EU policy

The main element of the EU’s policy for reducing greenhouse gas emissions (GHG) cost-effectively is the EU emissions trading system (EU ETS) that was set up in 2005.

The EU ETS works on the ‘cap and trade’ principle. A cap is set on the total amount of certain greenhouse gases that can be emitted by installations covered by the system. The cap is reduced over time so that total emissions fall. Within the cap, companies receive or buy emission allowances, which they can trade with one another as needed.

In February 2017, The European Council adopted a legislative proposal to revise the EU ETS for the period after 2020. This is necessary to achieve the EU’s target to reduce greenhouse gas emissions (GHG) by at least 40% domestically by 2030 (compared to 1990 levels) in line with the 2030 climate and energy policy framework and as part of its contribution to the Paris Agreement.

Our view

Cefic and Petrochemicals Europe congratulate world leaders for the signature of the Paris agreement. The European (petro-) chemicals industry contributes to reaching its goal by reducing continuously its own GHG emissions and by enabling other industries to become greener.

The European chemicals industry has a strong record of cutting its GHG emissions. The European chemicals industry has decoupled decouple its GHG emissions from production growth. From 1990 to 2016, it reduced its GHG emission by 60,5% while increasing its production by 85%. Furthermore, the European (petro-) chemical industry is the key enabler industry to allow other industries to reduce their proper carbon footprint. Products derived from petrochemicals also enable downstream users to innovate in low-carbon technologies such as windmills, solar panels, insulation materials and electric cars.

Thanks to its outstanding performance, the European (petro-) chemical industry participated actively in the discussion on the future of the EU ETS. Petrochemicals Europe welcomes the initiative since a market-based mechanism like the EU ETS can deliver carbon emissions reduction at the lowest possible cost.

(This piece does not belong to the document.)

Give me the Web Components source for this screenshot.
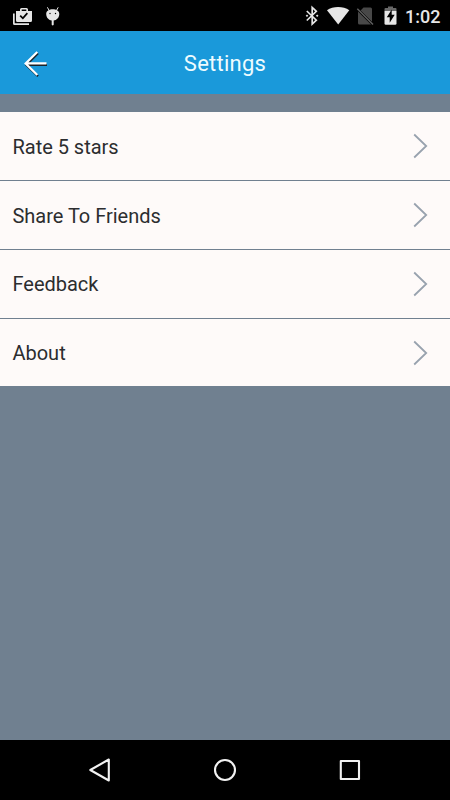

In the early ETS negotiation phase, a discussion took place on a so called “tiered approach”, a proposal that would reserve free allowances for some sectors at the expense of others. The European (petro-) chemical industry as an energy intensive industry competing on price in global commodity markets is highly exposed to carbon leakage. Therefore, it is of the utmost importance that policy-makers provide a global level-playing field for the (petro-) chemical industry. Including a “tiered approach” in the EU ETS reform would have been discriminatory for the (petro-) chemical sector. It could have cost around 400 – 500 million Euros per year from 2021 onwards to the European petrochemicals industry alone. Petrochemicals Europe welcomes the fact that this approach was abandoned.

From 1990 to 2016, the chemical industry reduced its GHG emission by 60% while increasing its production by 85%.